Estamos vivendo tempos sombrios, mas a luta é grande e o inimigo muito
astuto. Não devemos perder o foco e nos perdermos nos emaranhados de conceitos
e ideias “bacanas” e sedutoras que só servem para nos iludir. Grafite e Pixo não
podem ser diferenciados ideologicamente sob pena de esvaziamento cultural e
perda de sentido histórico e simbólico de UMA manifestação cultural genuína e
repleta de significado social e político. Não podemos deixar que ocorra a mesma
coisa que aconteceu com a capoeira.
Pixo é arte. Grafite é pixo. A arte é dita pelo povo brasileiro, que é
preto, pobre, sofrido e genial. A arte não pode ser ditada por um burocrata de
gabinete, filhote da burguesia e da ditadura branca.
Diga Não! Diga não à essa perversa diferenciação ideológica que querem
impor. Dividir para poder dominar. Criminalizar o Pixo e aceitar o grafite é uma
estratégia perversa. A divisão de uma classe social é a principal arma da casa
grande para desmobilizar a luta. Ao “elevar” uma parcela de uma classe a uma
categoria “superior”, a elite golpeia ferozmente o movimento. Grafiteiros: não
caiam nessa armadilha! Não se deixem seduzir pelo canto da sereia! Mantenham-se
fiéis ao movimento! Vocês não serão melhores nem mais artistas que os pixadores!

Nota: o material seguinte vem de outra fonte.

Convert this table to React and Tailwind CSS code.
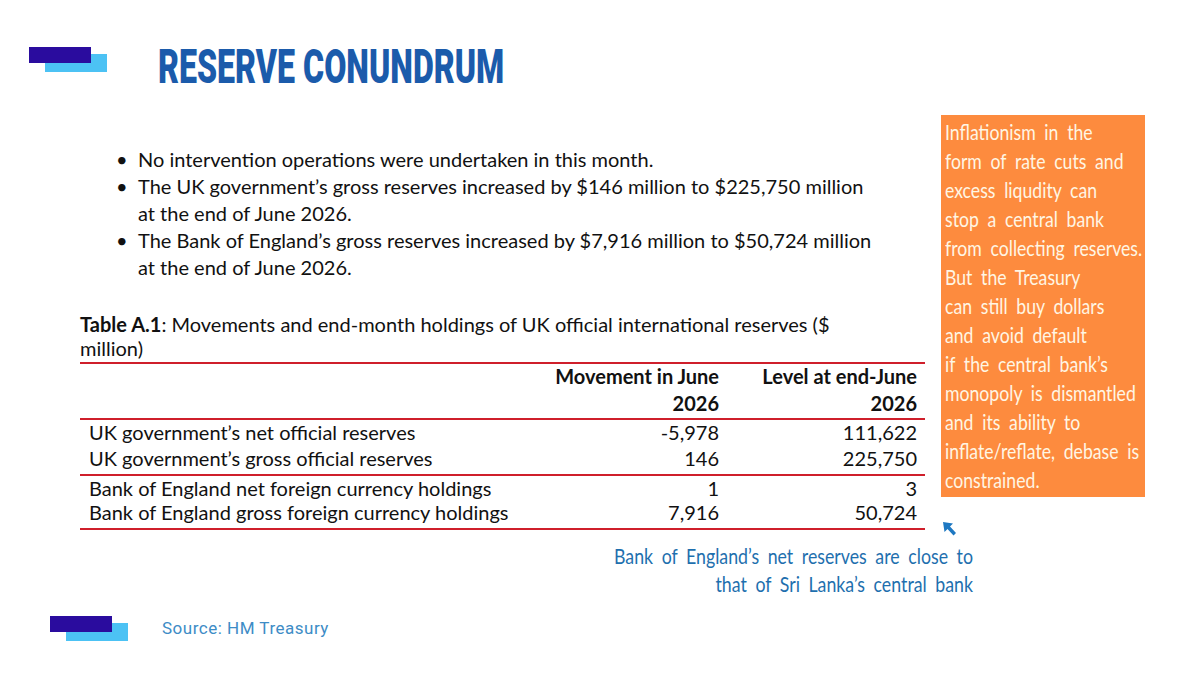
import React from "react";

const lato = "font-['Lato',sans-serif]";

const boxLines = [
  "Inflationism in the",
  "form of rate cuts and",
  "excess liqudity can",
  "stop a central bank",
  "from collecting reserves.",
  "But the Treasury",
  "can still buy dollars",
  "and avoid default",
  "if the central bank’s",
  "monopoly is dismantled",
  "and its ability to",
  "inflate/reflate, debase is",
  "constrained.",
];

const rows = [
  ["UK government’s net official reserves", "-5,978", "111,622", "h-[24px] pb-[8px]"],
  ["UK government’s gross official reserves", "146", "225,750", "h-[32px] pb-[2px] border-b-2 border-[#cf1f2b]"],
  ["Bank of England net foreign currency holdings", "1", "3", "h-[24px] pb-[8px]"],
  ["Bank of England gross foreign currency holdings", "7,916", "50,724", "h-[28px] pb-[4px]"],
];

function Bars() {
  return (
    <div className="relative h-[25px] w-[78px] shrink-0">
      <div className="absolute left-[16px] top-[7px] h-[18px] w-[62px] bg-[#4cc2f4]" />
      <div className="absolute left-0 top-0 h-[16px] w-[62px] bg-[#2a0c9e]" />
    </div>
  );
}

export default function App() {
  return (
    <div className={`h-[677px] w-[1200px] overflow-hidden bg-white pt-[47px] ${lato} text-[#111]`}>
      {/* header */}
      <div className="flex h-[43px] items-start pl-[29px]">
        <Bars />
        <div className="ml-[51px] mt-[-5px] h-[50px] w-[360px]">
          <h1 className="origin-left scale-x-[0.67] whitespace-nowrap font-['Roboto',sans-serif] text-[48px] font-black leading-[50px] text-[#1b5bab]">
            RESERVE CONUNDRUM
          </h1>
        </div>
      </div>

      {/* body */}
      <div className="flex pl-[80px]">
        <div className="w-[845px]">
          <ul className="ml-[36px] mt-[56px] text-[20px] leading-[27px]">
            <li className="flex">
              <span className="w-[22px]">•</span>
              <span>No intervention operations were undertaken in this month.</span>
            </li>
            <li className="flex">
              <span className="w-[22px]">•</span>
              <span>
                The UK government’s gross reserves increased by $146 million to $225,750 million
                <br />
                at the end of June 2026.
              </span>
            </li>
            <li className="flex">
              <span className="w-[22px]">•</span>
              <span>
                The Bank of England’s gross reserves increased by $7,916 million to $50,724 million
                <br />
                at the end of June 2026.
              </span>
            </li>
          </ul>

          <p className="mt-[31px] whitespace-nowrap text-[20px] leading-[24px]">
            <span className="font-bold">Table A.1</span>: Movements and end-month holdings of UK official
            international reserves ($
            <br />
            million)
          </p>

          <div className="mt-[2px] border-y-2 border-[#cf1f2b] text-[20px] leading-[24px]">
            <div className="grid h-[26px] grid-cols-[1fr_180px_206px] items-center pb-[8px] font-bold">
              <div />
              <div className="text-right">Movement in June</div>
              <div className="pr-[8px] text-right">Level at end-June</div>
            </div>
            <div className="grid h-[30px] grid-cols-[1fr_180px_206px] items-center border-b-2 border-[#cf1f2b] pb-[2px] font-bold">
              <div />
              <div className="text-right">2026</div>
              <div className="pr-[8px] text-right">2026</div>
            </div>
            {rows.map(([label, move, level, cls]) => (
              <div key={label} className={`grid grid-cols-[1fr_180px_206px] items-center ${cls}`}>
                <div className="pl-[9px]">{label}</div>
                <div className="text-right">{move}</div>
                <div className="pr-[8px] text-right">{level}</div>
              </div>
            ))}
          </div>
        </div>

        <div className="ml-[16px] mt-[25px] h-[382px] w-[204px] bg-[#fd8b3e] pl-[4px] pt-[2px]">
          <div className="w-[240px] origin-left scale-x-[0.84]">
            {boxLines.map((l) => (
              <div
                key={l}
                className="whitespace-nowrap text-[21px] leading-[29px] text-[#fff6e4] [word-spacing:5px]"
              >
                {l}
              </div>
            ))}
          </div>
        </div>
      </div>

      {/* note */}
      <div className="relative ml-[600px] mt-[12px] w-[373px]">
        <svg
          className="absolute right-[16px] top-[-21px]"
          width="15"
          height="16"
          viewBox="0 0 15 16"
        >
          <path d="M1 1 L11 2.5 L8 5.5 L14 12 L11.5 14.5 L5.5 8 L2.5 11 Z" fill="#1e78c2" />
        </svg>
        <p className="ml-[-105px] w-[478px] origin-right scale-x-[0.807] whitespace-nowrap text-right text-[22px] leading-[28px] text-[#1e6fae] [word-spacing:5px]">
          Bank of England’s net reserves are close to
          <br />
          that of Sri Lanka’s central bank
        </p>
      </div>

      {/* footer */}
      <div className="mt-[18px] flex items-center pl-[50px]">
        <Bars />
        <span className="ml-[34px] font-['Roboto',sans-serif] text-[17px] font-normal tracking-[0.5px] text-[#3d8cc6]">
          Source: HM Treasury
        </span>
      </div>
    </div>
  );
}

Vocês são os próprios pixadores!. Com essa estratégia a elite visa matar dois
coelhos com uma só cajadada: controlar os “artistas” grafiteiros e prender os “criminosos”
pixadores. Como a muito tempo não se vê nesse país, a elite treme com vocês! Vocês
metem medo na elite! Vocês são os jovens que ocuparam as ruas em 2013! E não
foi só pelos 20 centavos! Vocês são os jovens que ocuparam as escolas em 2015!
Vocês são a única esperança desse país! Não se deixem enganar nem por este e nem
por outra tentativa sórdida de desmobilização que vem do andar de cima!
Pixo é arte! Só existe pixo!
Não se deixe enganar! Grafite não existe!